# 2.8 Question



## tommyguns18 (Feb 12, 2008)

I currently have 157,000 mile on my 2000 A6 Avant and I want to gage how long I have left until the end. I have some lifter noise but that is it. How long do these motors last?


----------



## MikkiJayne (Jan 1, 2007)

*FV-QR*

You should easily get over 250K out of the 2.8 - probably considerably more with good maintenance http://****************.com/smile/emthup.gif


----------



## tommyguns18 (Feb 12, 2008)

*Re: FV-QR (MikkiJayne)*

At this mileage what should I be aware of.

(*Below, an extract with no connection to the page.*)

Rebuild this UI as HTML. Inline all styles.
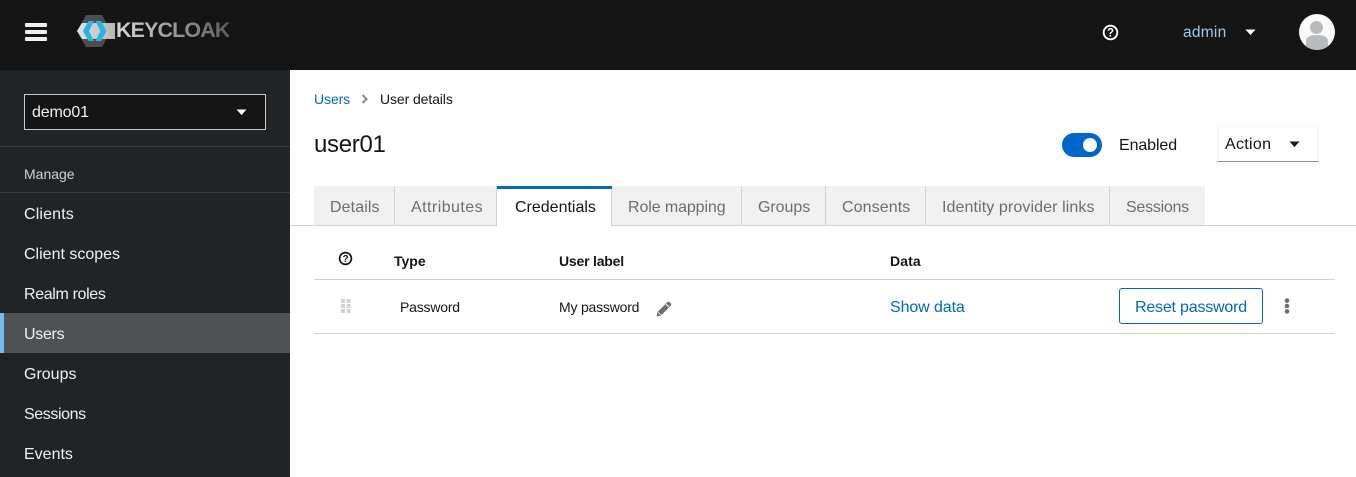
<!DOCTYPE html>
<html lang="en"><head><meta charset="utf-8"><title>Keycloak</title>
<style>
html,body{margin:0;padding:0}
body{width:1356px;height:477px;overflow:hidden;position:relative;background:#fff;font-family:"Liberation Sans",sans-serif;color:#151515}
.a{position:absolute;white-space:nowrap;line-height:20px}
.b{position:absolute}
.nav{color:#f0f0f0;font-size:16px;left:24px}
.tt{color:#6a6e73;font-size:16px;top:198px}
.bar{left:25px;width:22px;height:4px;background:#f0f0f0;border-radius:1px}
svg{position:absolute;display:block}
</style></head><body>
<div class="b" style="left:0;top:0;width:1356px;height:70px;background:#151515"></div>
<div class="b bar" style="top:23px"></div>
<div class="b bar" style="top:30px"></div>
<div class="b bar" style="top:37px"></div>

<svg style="left:76px;top:14px" width="46" height="34" viewBox="0 0 46 34">
<defs><linearGradient id="g" x1="0" x2="1" y1="0" y2="0"><stop offset="0" stop-color="#e2e2e2"/><stop offset="1" stop-color="#b5b5b5"/></linearGradient></defs>
<path d="M10 1H26L35 17L26 33H10L1 17Z" fill="#4d4d4d"/>
<path d="M6 9H39V25H6L1 17Z" fill="url(#g)"/>
<path d="M12.500 7H18L13 17L18 27H12.500L7 17Z" fill="#22b5e6"/>
<path d="M19.500 7H25L30.500 17L25 27H19.500L24.500 17Z" fill="#22b5e6"/>
</svg>
<div class="a" style="left:116px;top:19px;font-size:21.500px;line-height:22px;font-weight:700;letter-spacing:-.9px;background:linear-gradient(90deg,#d8d8d8,#5e5e5e);-webkit-background-clip:text;background-clip:text;color:transparent">KEYCLOAK</div>

<svg style="left:1102px;top:24px" width="17" height="17" viewBox="0 0 17 17"><circle cx="8.500" cy="8.500" r="6.800" fill="none" stroke="#fff" stroke-width="1.900"/><text x="8.500" y="12.500" text-anchor="middle" font-size="11.500" font-weight="700" fill="#fff" font-family="Liberation Sans">?</text></svg>
<div class="a" style="left:1183px;top:23px;font-size:15.500px;color:#9fc9ee;letter-spacing:.25px">admin</div>
<svg style="left:1245px;top:29px" width="11" height="7" viewBox="0 0 11 7"><path d="M.5 .5H10.500L5.500 6Z" fill="#fff"/></svg>
<svg style="left:1299px;top:14px" width="36" height="36" viewBox="0 0 36 36"><defs><clipPath id="c"><circle cx="18" cy="18" r="18"/></clipPath></defs><circle cx="18" cy="18" r="18" fill="#fafafa"/><g clip-path="url(#c)" fill="#b8bbbe"><circle cx="17.500" cy="13.500" r="6.500"/><path d="M7 36V27C7 23 11 21 18 21S29 23 29 27V36Z"/></g></svg>

<div class="b" style="left:0;top:70px;width:290px;height:407px;background:#212427"></div>
<div class="b" style="left:24px;top:94px;width:240px;height:34px;background:#151515;border:1px solid #c8c8c8"></div>
<div class="a" style="left:32px;top:103px;font-size:16px;color:#f0f0f0;letter-spacing:-.15px">demo01</div>
<svg style="left:236px;top:109px" width="11" height="7" viewBox="0 0 11 7"><path d="M.5 .5H10.500L5.500 6Z" fill="#fff"/></svg>
<div class="b" style="left:0;top:146px;width:290px;height:1px;background:#3c3f42"></div>
<div class="a" style="left:24px;top:164px;font-size:14px;color:#d2d2d2">Manage</div>
<div class="b" style="left:0;top:192px;width:290px;height:1px;background:#3c3f42"></div>
<div class="b" style="left:0;top:313px;width:290px;height:40px;background:#4f5255"></div>
<div class="b" style="left:0;top:313px;width:4px;height:40px;background:#73bcf7"></div>
<div class="a nav" style="top:205px;letter-spacing:.15px">Clients</div>
<div class="a nav" style="top:245px">Client scopes</div>
<div class="a nav" style="top:285px;letter-spacing:-.35px">Realm roles</div>
<div class="a nav" style="top:325px;letter-spacing:-.3px">Users</div>
<div class="a nav" style="top:365px">Groups</div>
<div class="a nav" style="top:405px;letter-spacing:-.4px">Sessions</div>
<div class="a nav" style="top:445px">Events</div>

<div class="a" style="left:314px;top:89px;font-size:14px;color:#06c;letter-spacing:-.1px">Users</div>
<svg style="left:361px;top:94px" width="7" height="10" viewBox="0 0 7 10"><path d="M1.500 1L5.500 5L1.500 9" fill="none" stroke="#8a8d90" stroke-width="2.200"/></svg>
<div class="a" style="left:380px;top:89px;font-size:14px;color:#151515;letter-spacing:-.1px">User details</div>
<div class="a" style="left:314px;top:130px;font-size:24px;line-height:30px;color:#151515;letter-spacing:-.3px">user01</div>

<div class="b" style="left:1062px;top:133px;width:40px;height:24px;border-radius:12px;background:#06c"></div>
<div class="b" style="left:1083px;top:138px;width:14px;height:14px;border-radius:50%;background:#fff"></div>
<div class="a" style="left:1119px;top:136px;font-size:16px;color:#151515;letter-spacing:-.1px">Enabled</div>
<div class="b" style="left:1217px;top:126px;width:100px;height:34px;border:1px solid #f0f0f0;border-bottom:1px solid #8a8d90"></div>
<div class="a" style="left:1225px;top:135px;font-size:16px;color:#151515;letter-spacing:.3px">Action</div>
<svg style="left:1289px;top:141px" width="11" height="7" viewBox="0 0 11 7"><path d="M.5 .5H10.500L5.500 6Z" fill="#151515"/></svg>

<div class="b" style="left:290px;top:225px;width:1066px;height:1px;background:#d2d2d2"></div>
<div class="b" style="left:314px;top:186px;width:891px;height:39px;background:#f0f0f0"></div>
<div class="b" style="left:394px;top:186px;width:1px;height:39px;background:#d2d2d2"></div>
<div class="b" style="left:741px;top:186px;width:1px;height:39px;background:#d2d2d2"></div>
<div class="b" style="left:825px;top:186px;width:1px;height:39px;background:#d2d2d2"></div>
<div class="b" style="left:925px;top:186px;width:1px;height:39px;background:#d2d2d2"></div>
<div class="b" style="left:1109px;top:186px;width:1px;height:39px;background:#d2d2d2"></div>
<div class="b" style="left:497px;top:186px;width:114px;height:40px;background:#fff;border-right:1px solid #d2d2d2;border-left:1px solid #d2d2d2;margin-left:-1px"></div>
<div class="b" style="left:497px;top:186px;width:115px;height:3px;background:#06c"></div>
<div class="a tt" style="left:330px;letter-spacing:.1px">Details</div>
<div class="a tt" style="left:411px;letter-spacing:.45px">Attributes</div>
<div class="a tt" style="left:515px;color:#151515">Credentials</div>
<div class="a tt" style="left:628px;letter-spacing:-.1px">Role mapping</div>
<div class="a tt" style="left:758px;letter-spacing:-.05px">Groups</div>
<div class="a tt" style="left:842px;letter-spacing:.1px">Consents</div>
<div class="a tt" style="left:942px;letter-spacing:.1px">Identity provider links</div>
<div class="a tt" style="left:1126px;letter-spacing:-.25px">Sessions</div>

<svg style="left:338px;top:251px" width="15" height="15" viewBox="0 0 15 15"><circle cx="7.500" cy="7.500" r="5.900" fill="none" stroke="#151515" stroke-width="1.700"/><text x="7.500" y="11" text-anchor="middle" font-size="10" font-weight="700" fill="#151515" font-family="Liberation Sans">?</text></svg>
<div class="a" style="left:394px;top:251px;font-size:14px;font-weight:700;color:#151515">Type</div>
<div class="a" style="left:559px;top:251px;font-size:14px;font-weight:700;color:#151515;letter-spacing:-.2px">User label</div>
<div class="a" style="left:890px;top:251px;font-size:14px;font-weight:700;color:#151515;letter-spacing:.1px">Data</div>
<div class="b" style="left:314px;top:279px;width:1021px;height:1px;background:#d2d2d2"></div>
<svg style="left:341px;top:299px" width="11" height="15" viewBox="0 0 11 15" fill="#d2d2d2"><rect x="0" y="0" width="4" height="4"/><rect x="5.500" y="0" width="4" height="4"/><rect x="0" y="5" width="4" height="4"/><rect x="5.500" y="5" width="4" height="4"/><rect x="0" y="10" width="4" height="4"/><rect x="5.500" y="10" width="4" height="4"/></svg>
<div class="a" style="left:400px;top:297px;font-size:14px;color:#151515;letter-spacing:-.2px">Password</div>
<div class="a" style="left:559px;top:297px;font-size:14px;color:#151515;letter-spacing:-.2px">My password</div>
<svg style="left:655px;top:300px" width="18" height="18" viewBox="0 0 18 18"><path d="M1.500 16.500L2.500 12L12 2.500C13 1.500 14 1.500 15 2.500L15.500 3C16.500 4 16.500 5 15.500 6L6 15.500Z" fill="#6a6e73"/><path d="M11 4L14 7" stroke="#fff" stroke-width="1"/><path d="M3 12L6 15" stroke="#fff" stroke-width=".8"/></svg>
<div class="a" style="left:890px;top:298px;font-size:16px;color:#06c;letter-spacing:-.1px">Show data</div>
<div class="b" style="left:1119px;top:288px;width:142px;height:34px;border:1px solid #06c;border-radius:3px"></div>
<div class="a" style="left:1135px;top:298px;font-size:16px;color:#06c;letter-spacing:-.2px">Reset password</div>
<svg style="left:1283px;top:298px" width="8" height="16" viewBox="0 0 8 16" fill="#6a6e73"><circle cx="4" cy="2.600" r="2.300"/><circle cx="4" cy="8" r="2.300"/><circle cx="4" cy="13.400" r="2.300"/></svg>
<div class="b" style="left:314px;top:333px;width:1021px;height:1px;background:#d2d2d2"></div>
</body></html>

I take very good car of my baby!!


----------



## Snowhere (Jul 27, 2007)

*FV-QR*

When was the last time your timing belt was changed? How are your control arms? Really all normal wear areas should be checked. Leaky gaskets, tie-rods, what about your tranny fluid? I hope you are not running around on the original tranny fluid!


----------



## tommyguns18 (Feb 12, 2008)

All of those items have been dealt with as they happen. Timing belt is not due until 180,000. Motor does not leak so I think I am ok..


----------



## Jacob G (Oct 29, 2006)

*Re: (tommyguns18)*

I'm pushing 115,000 on my 2.8, and I've replaced the tranny fluid about every 35k miles, but it's been having a lot of issues. I may putting aside as a second car if the repairs are too costly. The south florida heat has warped the interior and ruined the seats... even with 10% tints.


----------